Task instructions: Gather every line that includes the word "this", please.

Source material:
☆ ☆ ☆ ☆

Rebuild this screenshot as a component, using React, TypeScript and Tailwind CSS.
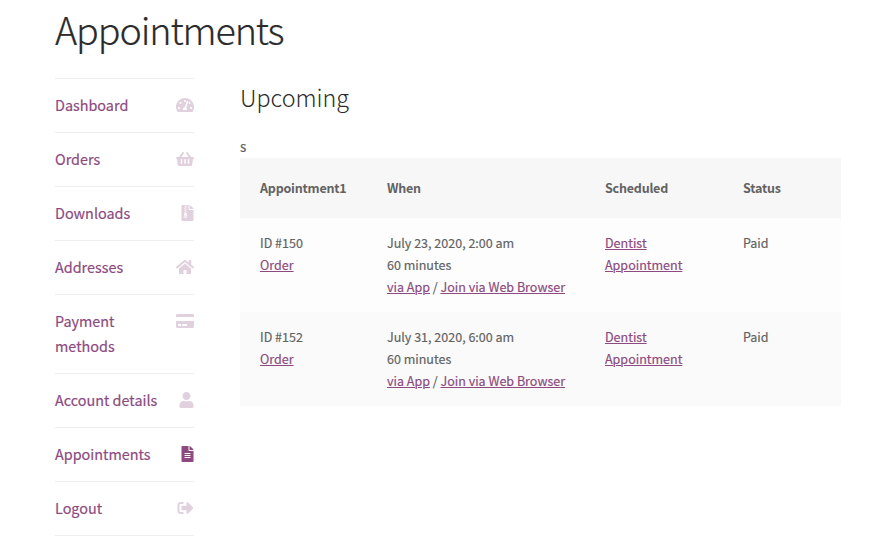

☆ ☆ ☆ ☆

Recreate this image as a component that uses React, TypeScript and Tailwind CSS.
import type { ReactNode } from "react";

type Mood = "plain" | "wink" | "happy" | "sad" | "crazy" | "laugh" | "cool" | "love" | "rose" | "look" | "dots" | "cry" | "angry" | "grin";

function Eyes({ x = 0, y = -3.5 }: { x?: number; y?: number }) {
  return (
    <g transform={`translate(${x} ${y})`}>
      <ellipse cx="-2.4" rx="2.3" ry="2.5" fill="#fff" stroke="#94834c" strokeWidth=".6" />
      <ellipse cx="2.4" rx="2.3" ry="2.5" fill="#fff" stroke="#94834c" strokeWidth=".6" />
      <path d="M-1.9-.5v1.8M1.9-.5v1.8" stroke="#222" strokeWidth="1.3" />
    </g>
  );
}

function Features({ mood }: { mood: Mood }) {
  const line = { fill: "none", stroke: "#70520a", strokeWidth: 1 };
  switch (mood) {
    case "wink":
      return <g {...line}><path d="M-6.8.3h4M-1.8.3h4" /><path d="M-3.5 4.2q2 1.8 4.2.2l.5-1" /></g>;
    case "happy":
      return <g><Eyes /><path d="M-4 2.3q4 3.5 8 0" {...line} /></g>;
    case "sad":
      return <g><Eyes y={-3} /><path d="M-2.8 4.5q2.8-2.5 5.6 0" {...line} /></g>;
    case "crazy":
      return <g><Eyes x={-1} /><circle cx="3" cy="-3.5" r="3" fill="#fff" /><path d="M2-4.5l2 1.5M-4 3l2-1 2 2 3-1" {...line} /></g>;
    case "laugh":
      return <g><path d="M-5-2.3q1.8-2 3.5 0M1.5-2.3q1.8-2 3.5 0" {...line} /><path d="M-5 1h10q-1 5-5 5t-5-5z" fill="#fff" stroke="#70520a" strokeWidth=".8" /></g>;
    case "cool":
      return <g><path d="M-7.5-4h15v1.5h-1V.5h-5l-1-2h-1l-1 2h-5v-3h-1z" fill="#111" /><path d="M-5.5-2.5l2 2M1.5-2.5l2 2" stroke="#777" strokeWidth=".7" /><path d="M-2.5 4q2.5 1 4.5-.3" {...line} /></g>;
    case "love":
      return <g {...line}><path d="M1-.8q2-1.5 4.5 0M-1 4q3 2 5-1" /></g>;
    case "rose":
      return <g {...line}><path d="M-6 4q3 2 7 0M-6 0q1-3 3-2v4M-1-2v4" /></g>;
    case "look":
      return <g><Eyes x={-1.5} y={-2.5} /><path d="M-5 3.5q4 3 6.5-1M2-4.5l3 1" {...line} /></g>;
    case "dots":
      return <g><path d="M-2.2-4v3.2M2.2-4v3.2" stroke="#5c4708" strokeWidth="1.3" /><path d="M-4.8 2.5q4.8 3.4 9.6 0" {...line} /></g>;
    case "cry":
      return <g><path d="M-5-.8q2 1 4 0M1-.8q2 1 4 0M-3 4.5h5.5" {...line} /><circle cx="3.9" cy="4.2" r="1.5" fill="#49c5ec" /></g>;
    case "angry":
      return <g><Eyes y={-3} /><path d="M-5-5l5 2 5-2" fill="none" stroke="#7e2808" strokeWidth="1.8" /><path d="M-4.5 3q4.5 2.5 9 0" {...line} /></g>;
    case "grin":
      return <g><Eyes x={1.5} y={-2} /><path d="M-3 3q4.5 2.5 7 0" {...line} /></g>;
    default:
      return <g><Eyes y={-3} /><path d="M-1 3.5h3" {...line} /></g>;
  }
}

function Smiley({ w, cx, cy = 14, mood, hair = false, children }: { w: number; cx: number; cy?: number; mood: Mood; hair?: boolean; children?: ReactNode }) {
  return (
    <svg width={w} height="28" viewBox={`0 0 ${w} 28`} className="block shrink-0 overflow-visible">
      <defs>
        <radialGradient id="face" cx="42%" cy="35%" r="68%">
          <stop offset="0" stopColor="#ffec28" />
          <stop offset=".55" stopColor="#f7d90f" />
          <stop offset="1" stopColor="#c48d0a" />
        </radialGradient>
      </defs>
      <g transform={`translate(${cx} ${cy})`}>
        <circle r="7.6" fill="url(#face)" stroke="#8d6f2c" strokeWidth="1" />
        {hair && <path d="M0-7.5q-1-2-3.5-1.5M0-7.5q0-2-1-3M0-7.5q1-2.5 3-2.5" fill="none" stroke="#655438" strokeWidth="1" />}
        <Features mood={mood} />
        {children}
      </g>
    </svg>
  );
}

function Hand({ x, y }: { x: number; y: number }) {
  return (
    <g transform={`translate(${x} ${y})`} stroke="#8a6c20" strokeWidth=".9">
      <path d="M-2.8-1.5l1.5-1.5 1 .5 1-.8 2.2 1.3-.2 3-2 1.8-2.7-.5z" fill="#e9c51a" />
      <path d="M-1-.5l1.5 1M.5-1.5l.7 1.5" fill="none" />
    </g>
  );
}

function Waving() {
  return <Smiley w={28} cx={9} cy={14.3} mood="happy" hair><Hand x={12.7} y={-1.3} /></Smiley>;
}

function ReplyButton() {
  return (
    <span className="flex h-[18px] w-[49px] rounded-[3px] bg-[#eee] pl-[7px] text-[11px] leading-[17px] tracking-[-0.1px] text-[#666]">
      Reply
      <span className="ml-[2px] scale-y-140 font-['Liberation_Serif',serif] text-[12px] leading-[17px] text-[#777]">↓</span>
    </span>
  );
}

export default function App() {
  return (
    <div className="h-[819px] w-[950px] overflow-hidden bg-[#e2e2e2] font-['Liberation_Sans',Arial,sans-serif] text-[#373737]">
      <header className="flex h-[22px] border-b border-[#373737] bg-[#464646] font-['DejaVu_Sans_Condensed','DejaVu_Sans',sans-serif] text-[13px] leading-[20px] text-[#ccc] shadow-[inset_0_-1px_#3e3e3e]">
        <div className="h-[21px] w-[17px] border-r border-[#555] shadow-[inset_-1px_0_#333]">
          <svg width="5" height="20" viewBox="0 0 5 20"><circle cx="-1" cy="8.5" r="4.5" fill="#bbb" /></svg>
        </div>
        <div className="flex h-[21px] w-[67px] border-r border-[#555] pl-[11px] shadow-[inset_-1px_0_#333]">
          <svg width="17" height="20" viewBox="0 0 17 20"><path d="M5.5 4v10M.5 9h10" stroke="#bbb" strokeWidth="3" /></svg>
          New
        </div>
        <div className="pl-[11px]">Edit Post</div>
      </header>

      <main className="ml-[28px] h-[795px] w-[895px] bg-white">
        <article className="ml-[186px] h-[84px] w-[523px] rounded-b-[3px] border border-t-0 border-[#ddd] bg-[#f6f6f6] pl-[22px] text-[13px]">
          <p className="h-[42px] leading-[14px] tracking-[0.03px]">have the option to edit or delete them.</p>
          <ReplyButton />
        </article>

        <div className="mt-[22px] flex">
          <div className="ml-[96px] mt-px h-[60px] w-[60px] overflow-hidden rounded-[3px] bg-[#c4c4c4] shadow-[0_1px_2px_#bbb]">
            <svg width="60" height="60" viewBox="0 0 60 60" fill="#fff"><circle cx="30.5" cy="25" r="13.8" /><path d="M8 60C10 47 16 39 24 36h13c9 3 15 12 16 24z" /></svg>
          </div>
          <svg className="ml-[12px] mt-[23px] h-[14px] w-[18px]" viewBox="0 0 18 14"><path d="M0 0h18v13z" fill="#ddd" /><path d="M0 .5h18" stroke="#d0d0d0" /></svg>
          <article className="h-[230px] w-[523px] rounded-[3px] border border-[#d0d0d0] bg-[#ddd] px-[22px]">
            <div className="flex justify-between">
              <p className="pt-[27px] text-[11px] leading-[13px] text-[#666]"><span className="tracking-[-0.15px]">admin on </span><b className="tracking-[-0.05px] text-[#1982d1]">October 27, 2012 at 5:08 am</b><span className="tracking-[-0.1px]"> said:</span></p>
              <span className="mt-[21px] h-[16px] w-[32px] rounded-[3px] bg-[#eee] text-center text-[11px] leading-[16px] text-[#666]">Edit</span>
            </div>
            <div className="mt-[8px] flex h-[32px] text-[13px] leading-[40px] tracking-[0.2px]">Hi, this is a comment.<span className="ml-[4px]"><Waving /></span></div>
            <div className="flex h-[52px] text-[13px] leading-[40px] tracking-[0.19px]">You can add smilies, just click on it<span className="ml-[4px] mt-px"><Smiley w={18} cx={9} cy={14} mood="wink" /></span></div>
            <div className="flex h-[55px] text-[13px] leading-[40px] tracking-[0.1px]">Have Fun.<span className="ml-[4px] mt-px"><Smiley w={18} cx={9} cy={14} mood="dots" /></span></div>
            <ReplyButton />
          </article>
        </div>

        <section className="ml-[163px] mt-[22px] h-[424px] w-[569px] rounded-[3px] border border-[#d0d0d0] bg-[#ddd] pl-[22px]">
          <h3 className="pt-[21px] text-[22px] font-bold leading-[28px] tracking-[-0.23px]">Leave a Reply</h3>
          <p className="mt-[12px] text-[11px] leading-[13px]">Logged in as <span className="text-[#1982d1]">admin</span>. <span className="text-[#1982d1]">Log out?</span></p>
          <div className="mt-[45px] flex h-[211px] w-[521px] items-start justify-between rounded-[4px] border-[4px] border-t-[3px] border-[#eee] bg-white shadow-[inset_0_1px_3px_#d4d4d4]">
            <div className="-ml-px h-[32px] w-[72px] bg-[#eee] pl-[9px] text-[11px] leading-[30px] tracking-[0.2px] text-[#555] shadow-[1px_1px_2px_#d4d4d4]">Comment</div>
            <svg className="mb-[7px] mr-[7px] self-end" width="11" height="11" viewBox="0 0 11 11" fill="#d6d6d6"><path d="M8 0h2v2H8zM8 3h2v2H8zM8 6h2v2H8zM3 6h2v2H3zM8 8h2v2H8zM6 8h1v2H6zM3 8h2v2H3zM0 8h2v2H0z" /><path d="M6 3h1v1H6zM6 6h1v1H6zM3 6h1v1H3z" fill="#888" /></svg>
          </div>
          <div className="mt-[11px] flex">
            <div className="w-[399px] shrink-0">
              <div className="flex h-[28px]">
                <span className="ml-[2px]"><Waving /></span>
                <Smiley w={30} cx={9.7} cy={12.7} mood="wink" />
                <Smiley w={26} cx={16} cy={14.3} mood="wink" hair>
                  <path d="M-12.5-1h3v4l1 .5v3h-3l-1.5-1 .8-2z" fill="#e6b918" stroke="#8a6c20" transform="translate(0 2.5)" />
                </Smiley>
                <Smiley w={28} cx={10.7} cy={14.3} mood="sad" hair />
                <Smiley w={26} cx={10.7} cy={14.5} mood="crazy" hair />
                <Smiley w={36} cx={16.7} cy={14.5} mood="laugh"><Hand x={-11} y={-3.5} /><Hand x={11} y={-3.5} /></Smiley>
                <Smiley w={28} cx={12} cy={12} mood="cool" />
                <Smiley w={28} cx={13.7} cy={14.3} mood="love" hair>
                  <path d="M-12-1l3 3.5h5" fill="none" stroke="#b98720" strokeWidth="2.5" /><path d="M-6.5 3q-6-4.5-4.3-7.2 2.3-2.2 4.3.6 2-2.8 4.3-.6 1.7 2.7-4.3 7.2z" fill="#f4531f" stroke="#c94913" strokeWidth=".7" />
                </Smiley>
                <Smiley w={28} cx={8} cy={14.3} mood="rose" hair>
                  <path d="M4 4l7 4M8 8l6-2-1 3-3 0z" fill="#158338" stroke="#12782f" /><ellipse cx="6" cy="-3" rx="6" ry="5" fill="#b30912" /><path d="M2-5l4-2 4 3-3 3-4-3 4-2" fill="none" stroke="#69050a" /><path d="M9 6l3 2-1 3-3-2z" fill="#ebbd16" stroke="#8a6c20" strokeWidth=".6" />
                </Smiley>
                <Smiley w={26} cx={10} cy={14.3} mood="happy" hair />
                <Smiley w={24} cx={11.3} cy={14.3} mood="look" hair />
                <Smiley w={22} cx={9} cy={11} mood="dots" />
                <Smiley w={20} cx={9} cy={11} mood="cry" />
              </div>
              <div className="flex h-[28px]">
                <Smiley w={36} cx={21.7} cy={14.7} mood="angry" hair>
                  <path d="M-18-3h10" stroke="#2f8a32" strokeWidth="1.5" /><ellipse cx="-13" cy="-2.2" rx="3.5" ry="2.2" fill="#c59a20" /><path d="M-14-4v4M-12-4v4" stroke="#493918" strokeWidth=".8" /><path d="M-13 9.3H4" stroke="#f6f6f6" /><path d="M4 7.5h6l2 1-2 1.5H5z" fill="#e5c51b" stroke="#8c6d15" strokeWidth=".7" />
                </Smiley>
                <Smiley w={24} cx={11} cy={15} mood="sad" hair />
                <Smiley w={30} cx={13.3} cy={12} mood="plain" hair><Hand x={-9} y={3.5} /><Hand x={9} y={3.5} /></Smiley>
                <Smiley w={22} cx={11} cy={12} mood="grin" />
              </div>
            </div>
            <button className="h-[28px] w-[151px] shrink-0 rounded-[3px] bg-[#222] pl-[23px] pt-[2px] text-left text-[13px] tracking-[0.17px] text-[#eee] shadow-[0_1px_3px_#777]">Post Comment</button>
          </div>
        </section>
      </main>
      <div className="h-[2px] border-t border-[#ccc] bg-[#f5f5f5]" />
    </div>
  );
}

☆ ☆ ☆ ☆

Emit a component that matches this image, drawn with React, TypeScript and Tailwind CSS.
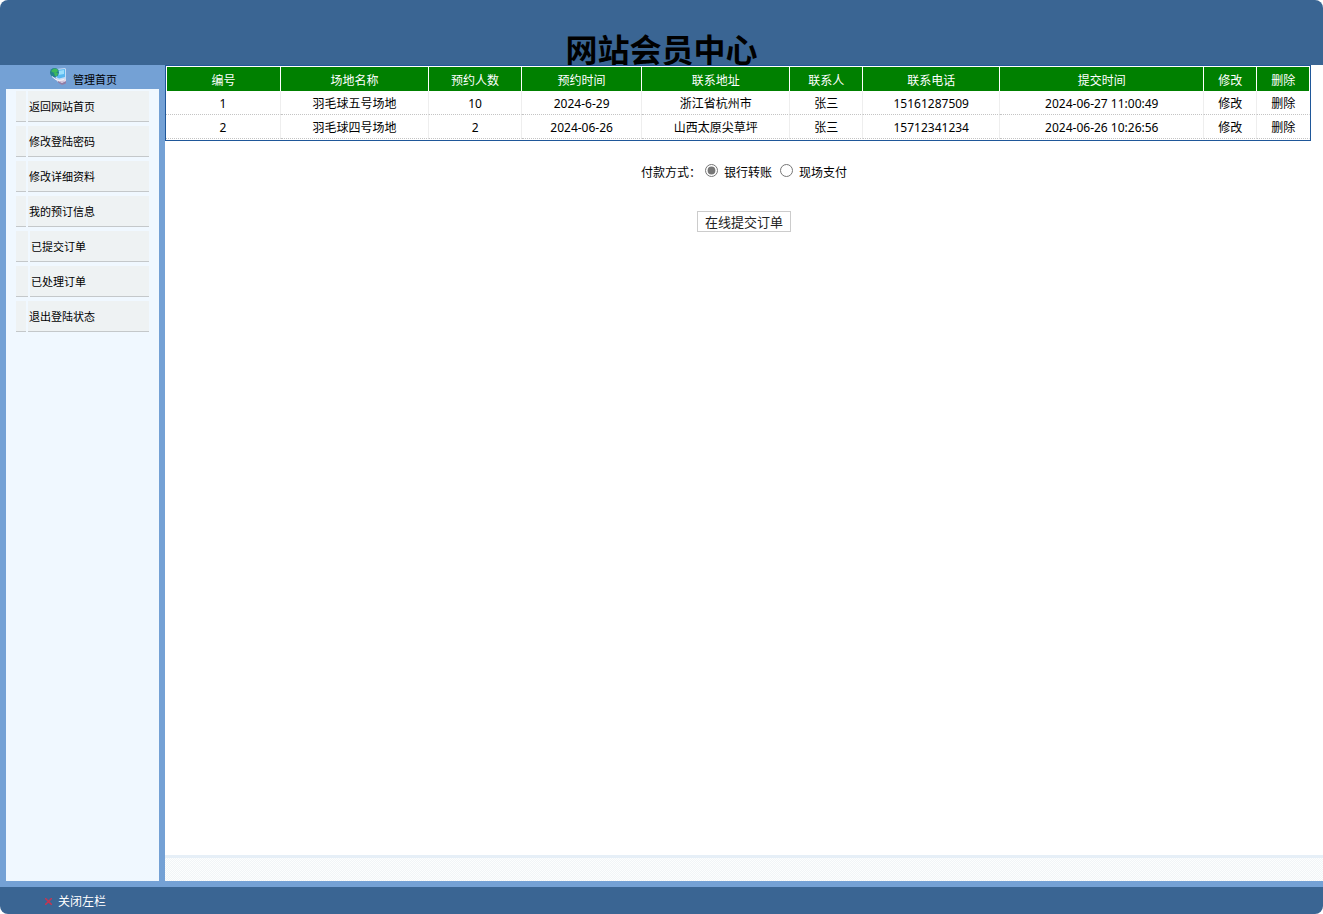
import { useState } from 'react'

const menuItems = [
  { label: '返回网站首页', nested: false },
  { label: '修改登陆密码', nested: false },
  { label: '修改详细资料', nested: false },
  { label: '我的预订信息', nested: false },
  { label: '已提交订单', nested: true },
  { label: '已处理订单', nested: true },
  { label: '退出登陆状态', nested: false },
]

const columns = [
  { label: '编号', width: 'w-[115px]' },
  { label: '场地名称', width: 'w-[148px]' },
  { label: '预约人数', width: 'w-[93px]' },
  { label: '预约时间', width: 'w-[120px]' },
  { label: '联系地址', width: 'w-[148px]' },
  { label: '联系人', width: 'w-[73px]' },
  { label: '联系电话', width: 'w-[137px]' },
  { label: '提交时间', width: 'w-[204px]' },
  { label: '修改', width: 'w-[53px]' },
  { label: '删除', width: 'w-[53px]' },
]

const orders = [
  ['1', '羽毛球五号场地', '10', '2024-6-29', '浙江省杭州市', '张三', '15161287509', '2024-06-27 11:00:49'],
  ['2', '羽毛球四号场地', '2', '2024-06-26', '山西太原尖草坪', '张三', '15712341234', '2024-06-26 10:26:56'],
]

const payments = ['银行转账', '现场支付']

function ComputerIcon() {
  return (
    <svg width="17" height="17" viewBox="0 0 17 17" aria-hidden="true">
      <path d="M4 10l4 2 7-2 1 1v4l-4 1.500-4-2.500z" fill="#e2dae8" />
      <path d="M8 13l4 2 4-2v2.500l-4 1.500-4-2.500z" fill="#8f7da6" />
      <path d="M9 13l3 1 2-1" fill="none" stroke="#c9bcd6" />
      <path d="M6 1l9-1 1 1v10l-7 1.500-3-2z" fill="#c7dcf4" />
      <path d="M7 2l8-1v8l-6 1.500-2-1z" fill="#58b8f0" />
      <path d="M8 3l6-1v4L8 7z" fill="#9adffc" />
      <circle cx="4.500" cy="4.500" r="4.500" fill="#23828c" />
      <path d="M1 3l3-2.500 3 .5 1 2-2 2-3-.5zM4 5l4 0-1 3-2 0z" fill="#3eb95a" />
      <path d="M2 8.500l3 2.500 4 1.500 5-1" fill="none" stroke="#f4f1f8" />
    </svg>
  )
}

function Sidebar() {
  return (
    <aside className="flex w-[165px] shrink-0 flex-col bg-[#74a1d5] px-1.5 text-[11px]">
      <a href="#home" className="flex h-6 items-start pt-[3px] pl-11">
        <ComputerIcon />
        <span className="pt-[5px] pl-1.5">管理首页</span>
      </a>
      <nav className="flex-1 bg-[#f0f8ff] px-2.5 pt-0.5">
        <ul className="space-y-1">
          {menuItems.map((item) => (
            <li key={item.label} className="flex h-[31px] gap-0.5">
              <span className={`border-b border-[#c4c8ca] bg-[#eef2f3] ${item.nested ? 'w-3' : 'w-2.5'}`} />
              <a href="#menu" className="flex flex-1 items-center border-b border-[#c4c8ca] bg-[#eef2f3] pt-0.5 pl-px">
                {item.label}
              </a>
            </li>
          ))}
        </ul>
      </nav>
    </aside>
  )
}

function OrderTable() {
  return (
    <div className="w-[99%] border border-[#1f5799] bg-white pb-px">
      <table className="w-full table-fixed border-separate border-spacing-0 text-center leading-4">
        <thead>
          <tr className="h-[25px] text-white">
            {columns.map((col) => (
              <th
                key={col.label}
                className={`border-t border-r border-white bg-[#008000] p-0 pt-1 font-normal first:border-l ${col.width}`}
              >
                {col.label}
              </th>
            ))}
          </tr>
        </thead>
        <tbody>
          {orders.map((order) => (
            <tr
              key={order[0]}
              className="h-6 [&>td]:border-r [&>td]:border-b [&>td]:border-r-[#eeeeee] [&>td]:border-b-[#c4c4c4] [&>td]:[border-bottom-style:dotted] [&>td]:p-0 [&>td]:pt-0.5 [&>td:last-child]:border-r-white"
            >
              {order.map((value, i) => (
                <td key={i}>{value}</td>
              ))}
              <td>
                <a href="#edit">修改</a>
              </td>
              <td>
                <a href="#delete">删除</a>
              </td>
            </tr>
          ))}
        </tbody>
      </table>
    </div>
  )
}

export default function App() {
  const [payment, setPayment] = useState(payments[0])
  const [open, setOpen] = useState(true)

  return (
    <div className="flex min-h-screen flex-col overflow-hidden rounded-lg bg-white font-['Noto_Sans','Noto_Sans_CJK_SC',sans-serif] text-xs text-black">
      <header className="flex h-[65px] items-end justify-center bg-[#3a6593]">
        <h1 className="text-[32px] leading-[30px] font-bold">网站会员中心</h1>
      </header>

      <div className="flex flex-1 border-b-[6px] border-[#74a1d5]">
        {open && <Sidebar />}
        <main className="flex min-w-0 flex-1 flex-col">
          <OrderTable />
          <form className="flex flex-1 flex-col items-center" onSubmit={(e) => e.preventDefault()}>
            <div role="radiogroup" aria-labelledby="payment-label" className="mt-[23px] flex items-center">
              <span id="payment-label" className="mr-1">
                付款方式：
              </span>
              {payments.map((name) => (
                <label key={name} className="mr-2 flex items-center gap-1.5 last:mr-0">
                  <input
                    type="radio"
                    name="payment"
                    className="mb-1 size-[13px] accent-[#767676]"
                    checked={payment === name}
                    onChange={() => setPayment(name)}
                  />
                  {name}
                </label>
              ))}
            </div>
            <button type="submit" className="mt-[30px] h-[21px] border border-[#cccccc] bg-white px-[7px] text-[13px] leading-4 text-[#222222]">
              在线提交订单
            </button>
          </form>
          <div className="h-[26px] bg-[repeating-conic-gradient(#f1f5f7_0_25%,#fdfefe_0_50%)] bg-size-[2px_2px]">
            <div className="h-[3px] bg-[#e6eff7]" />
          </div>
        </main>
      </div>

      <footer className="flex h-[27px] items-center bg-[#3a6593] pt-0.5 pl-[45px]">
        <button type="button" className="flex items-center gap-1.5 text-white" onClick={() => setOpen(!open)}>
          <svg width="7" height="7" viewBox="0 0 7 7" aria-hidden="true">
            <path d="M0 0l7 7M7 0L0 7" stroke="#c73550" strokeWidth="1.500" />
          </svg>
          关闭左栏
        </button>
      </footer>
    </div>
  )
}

☆ ☆ ☆ ☆

Answer for the task:
Rebuild this screenshot as a component, using React, TypeScript and Tailwind CSS.
Recreate this image as a component that uses React, TypeScript and Tailwind CSS.
            <div className="mt-[8px] flex h-[32px] text-[13px] leading-[40px] tracking-[0.2px]">Hi, this is a comment.<span className="ml-[4px]"><Waving /></span></div>
Emit a component that matches this image, drawn with React, TypeScript and Tailwind CSS.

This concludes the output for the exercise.